• [What to do] Search the material for the string "components", then report how many lines hold it, with no other text.

• [Data for this exercise]
<<<<

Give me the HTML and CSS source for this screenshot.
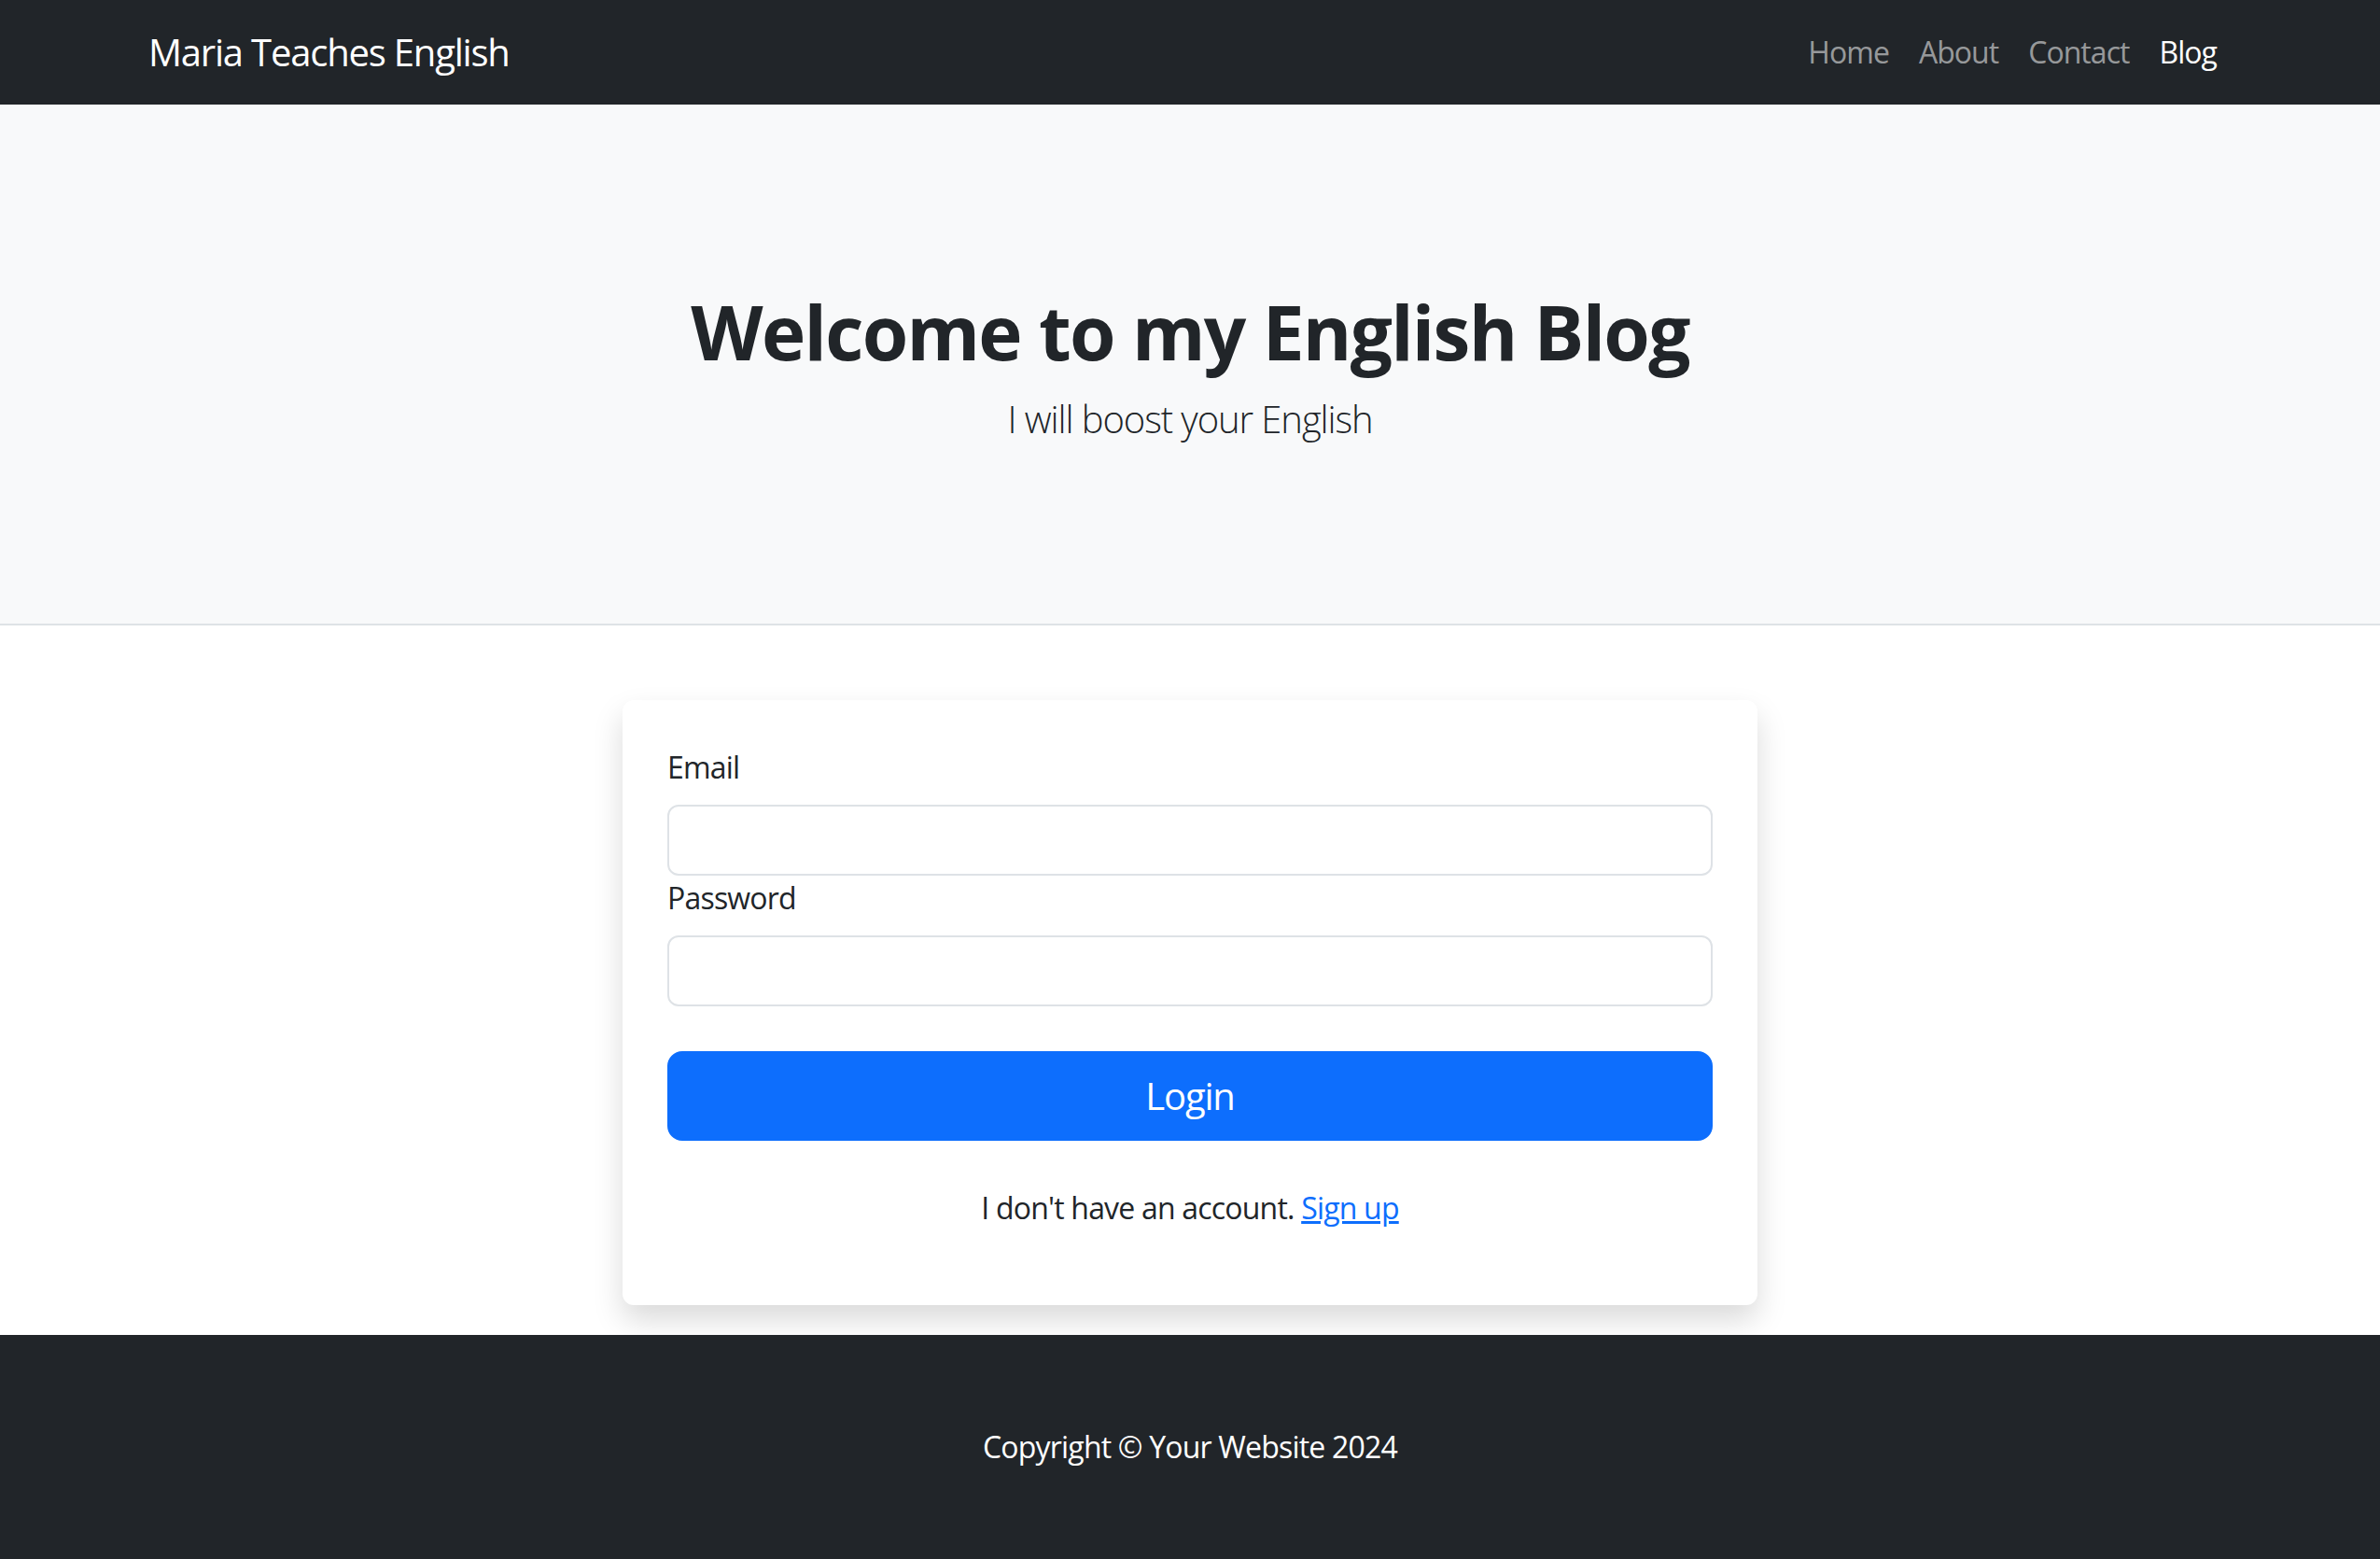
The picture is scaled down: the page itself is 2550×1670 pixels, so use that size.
FILE: index.html
```html
<!DOCTYPE html>
<html lang="en">
<head>
<meta charset="utf-8">
<title>Maria Teaches English - Blog</title>
<link rel="stylesheet" href="styles.css">
</head>
<body>
<nav class="navbar">
  <div class="container nav-inner">
    <a class="brand" href="#">Maria Teaches English</a>
    <ul class="nav-links">
      <li><a class="nav-link" href="#">Home</a></li>
      <li><a class="nav-link" href="#">About</a></li>
      <li><a class="nav-link" href="#">Contact</a></li>
      <li><a class="nav-link active" href="#">Blog</a></li>
    </ul>
  </div>
</nav>
<header class="hero">
  <h1 class="hero-title">Welcome to my English Blog</h1>
  <p class="hero-lead">I will boost your English</p>
</header>
<main class="main">
  <form class="card">
    <label class="field-label" for="email">Email</label>
    <input class="field-input" id="email" type="email">
    <label class="field-label" for="password">Password</label>
    <input class="field-input" id="password" type="password">
    <button class="btn-login" type="button">Login</button>
    <p class="signup">I don't have an account. <a class="signup-link" href="#">Sign up</a></p>
  </form>
</main>
<footer class="footer">
  <p class="footer-text">Copyright © Your Website 2024</p>
</footer>
</body>
</html>
```
FILE: styles.css
```css
* { box-sizing: border-box; }
html, body { margin: 0; padding: 0; }
body {
  font-family: "Open Sans", "Noto Sans", "Liberation Sans", sans-serif;
  font-size: 32px;
  line-height: 48px;
  color: #212529;
  background: #fff;
  letter-spacing: -0.025em;
}
.container {
  max-width: 2280px;
  margin: 0 auto;
  padding: 0 24px;
}
.navbar {
  background: #212529;
  height: 112px;
}
.nav-inner {
  height: 100%;
  display: flex;
  align-items: center;
  justify-content: space-between;
}
.brand {
  color: #fff;
  font-size: 40px;
  line-height: 60px;
  text-decoration: none;
  letter-spacing: -0.03em;
}
.nav-links {
  list-style: none;
  margin: 0;
  padding: 0;
  display: flex;
}
.nav-link {
  display: block;
  padding: 0 16px;
  color: rgba(255, 255, 255, 0.55);
  text-decoration: none;
  letter-spacing: -0.03em;
}
.nav-link.active { color: #fff; }
.hero {
  background: #f8f9fa;
  border-bottom: 2px solid #dee2e6;
  padding: 195px 0 189px;
  text-align: center;
}
.hero-title {
  margin: 0 0 16px;
  font-size: 80px;
  line-height: 96px;
  font-weight: 700;
  letter-spacing: -1.7px;
}
.hero-lead {
  margin: 0;
  font-size: 40px;
  line-height: 60px;
  font-weight: 300;
  letter-spacing: -0.027em;
}
.main {
  padding: 80px 0 32px;
}
.card {
  width: 1216px;
  margin: 0 auto;
  padding: 48px;
  background: #fff;
  border-radius: 12px;
  box-shadow: 0 16px 32px rgba(0, 0, 0, 0.15);
}
.field-label {
  display: block;
  margin-bottom: 16px;
}
.field-input {
  display: block;
  width: 100%;
  height: 76px;
  padding: 12px 24px;
  border: 2px solid #dee2e6;
  border-radius: 12px;
  font: inherit;
  color: #212529;
  background: #fff;
}
.btn-login {
  display: block;
  width: 100%;
  height: 96px;
  margin-top: 48px;
  border: 2px solid #0d6efd;
  border-radius: 16px;
  background: #0d6efd;
  color: #fff;
  font-family: inherit;
  font-size: 40px;
  line-height: 60px;
  letter-spacing: -0.03em;
}
.signup {
  margin: 48px 0 32px;
  text-align: center;
}
.signup-link { color: #0d6efd; text-decoration: underline; }
.footer {
  background: #212529;
  padding: 96px 0;
  text-align: center;
}
.footer-text {
  margin: 0;
  color: #fff;
}
```
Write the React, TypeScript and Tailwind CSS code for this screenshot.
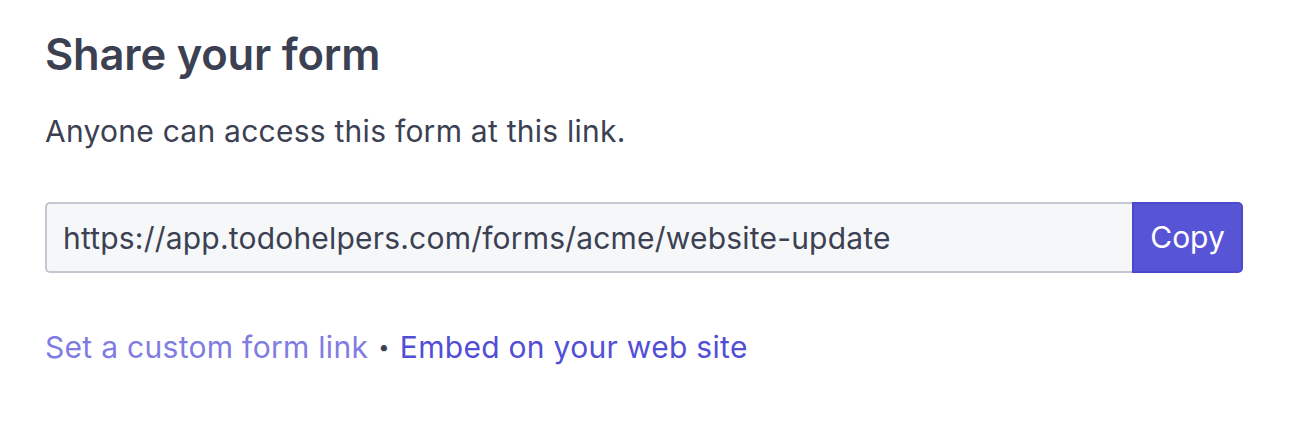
export default function App() {
  const url = "https://app.todohelpers.com/forms/acme/website-update";

  return (
    <div className="min-h-[430px] bg-white px-[45px] pt-[24px] font-['Inter',sans-serif] text-[#3b4152]">
      <h2 className="text-[43.5px] leading-[60px] font-semibold tracking-[-0.2px]">Share your form</h2>
      <p className="mt-[27px] text-[30px] leading-[40px] tracking-[0.25px]">Anyone can access this form at this link.</p>

      <div className="mt-[51px] flex w-[1198px]">
        <input
          type="text"
          readOnly
          value={url}
          className="h-[71px] flex-1 rounded-l-[5px] border-2 border-r-0 border-[#c3c7cf] bg-[#f6f7f9] px-[16px] text-[30px] tracking-[0.2px] text-[#3b4152] outline-none"
        />
        <button
          type="button"
          className="h-[71px] w-[111px] rounded-r-[5px] border-2 border-[#4d49cf] bg-[#5854d6] text-[30px] text-white"
        >
          Copy
        </button>
      </div>

      <div className="mt-[54px] flex items-center text-[30px] leading-[40px] tracking-[0.3px]">
        <a href="#" className="text-[#7f7ce2]">Set a custom form link</a>
        <span className="mx-[10px] text-[20px] text-[#3b4152]">•</span>
        <a href="#" className="text-[#524ed5]">Embed on your web site</a>
      </div>
    </div>
  );
}
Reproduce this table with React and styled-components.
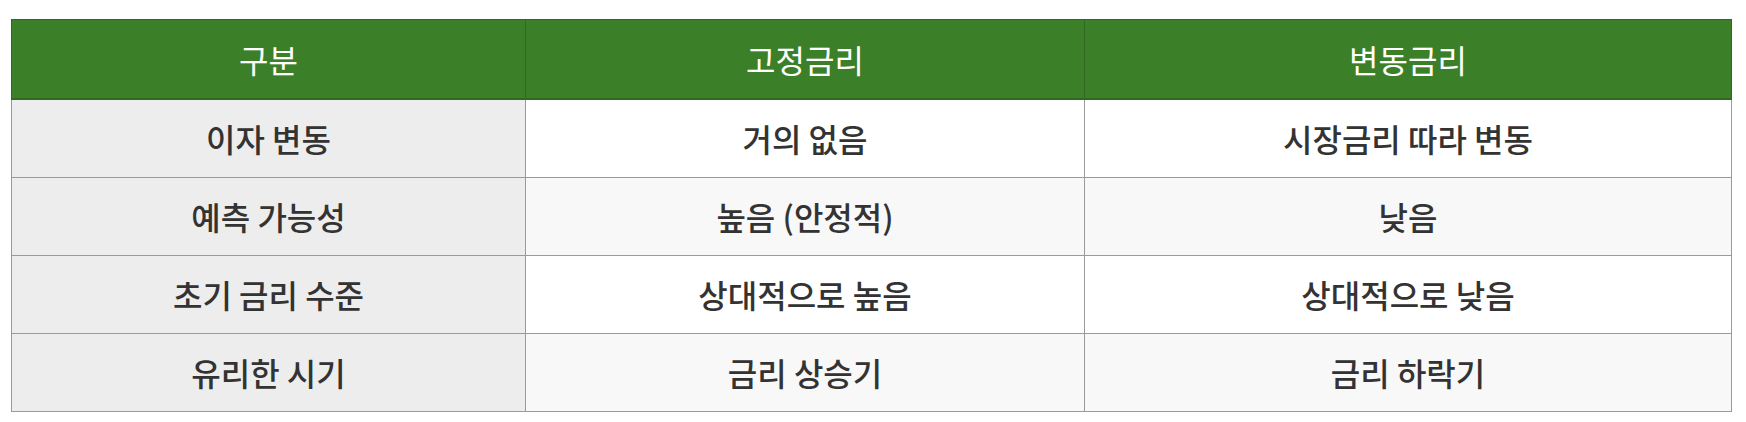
import React from "react";
import styled, { createGlobalStyle } from "styled-components";

const Global = createGlobalStyle`
  html, body { margin: 0; padding: 0; background: #ffffff; }
  body { font-family: "Noto Sans CJK KR", "Noto Sans", sans-serif; }
`;

const Page = styled.div`
  padding: 19px 15px 12px 11px;
`;

const Table = styled.table`
  width: 1720px;
  border-collapse: collapse;
  table-layout: fixed;
  font-size: 32px;
  line-height: 1.2;
  color: #333333;
`;

const HeadCell = styled.th`
  height: 78px;
  padding: 0 12px;
  background: #3b7f28;
  color: #ffffff;
  font-weight: 400;
  text-align: center;
  border: 1px solid #2f6a20;
  border-bottom-width: 2px;
`;

const Cell = styled.td`
  height: 77px;
  padding: 0 12px;
  text-align: center;
  font-weight: 500;
  border: 1px solid #9a9a9a;
  background: ${(p) => (p.$label ? "#ededed" : p.$alt ? "#f8f8f8" : "#ffffff")};
`;

const columns = [
  { title: "구분", width: 514 },
  { title: "고정금리", width: 559 },
  { title: "변동금리", width: 647 },
];

const rows = [
  ["이자 변동", "거의 없음", "시장금리 따라 변동"],
  ["예측 가능성", "높음 (안정적)", "낮음"],
  ["초기 금리 수준", "상대적으로 높음", "상대적으로 낮음"],
  ["유리한 시기", "금리 상승기", "금리 하락기"],
];

export default function App() {
  return (
    <>
      <Global />
      <Page>
        <Table>
          <colgroup>
            {columns.map((c) => (
              <col key={c.title} style={{ width: c.width }} />
            ))}
          </colgroup>
          <thead>
            <tr>
              {columns.map((c) => (
                <HeadCell key={c.title}>{c.title}</HeadCell>
              ))}
            </tr>
          </thead>
          <tbody>
            {rows.map((r, i) => (
              <tr key={r[0]}>
                {r.map((v, j) => (
                  <Cell key={j} $label={j === 0} $alt={i % 2 === 1}>
                    {v}
                  </Cell>
                ))}
              </tr>
            ))}
          </tbody>
        </Table>
      </Page>
    </>
  );
}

>>>>

• [Worked solution] 2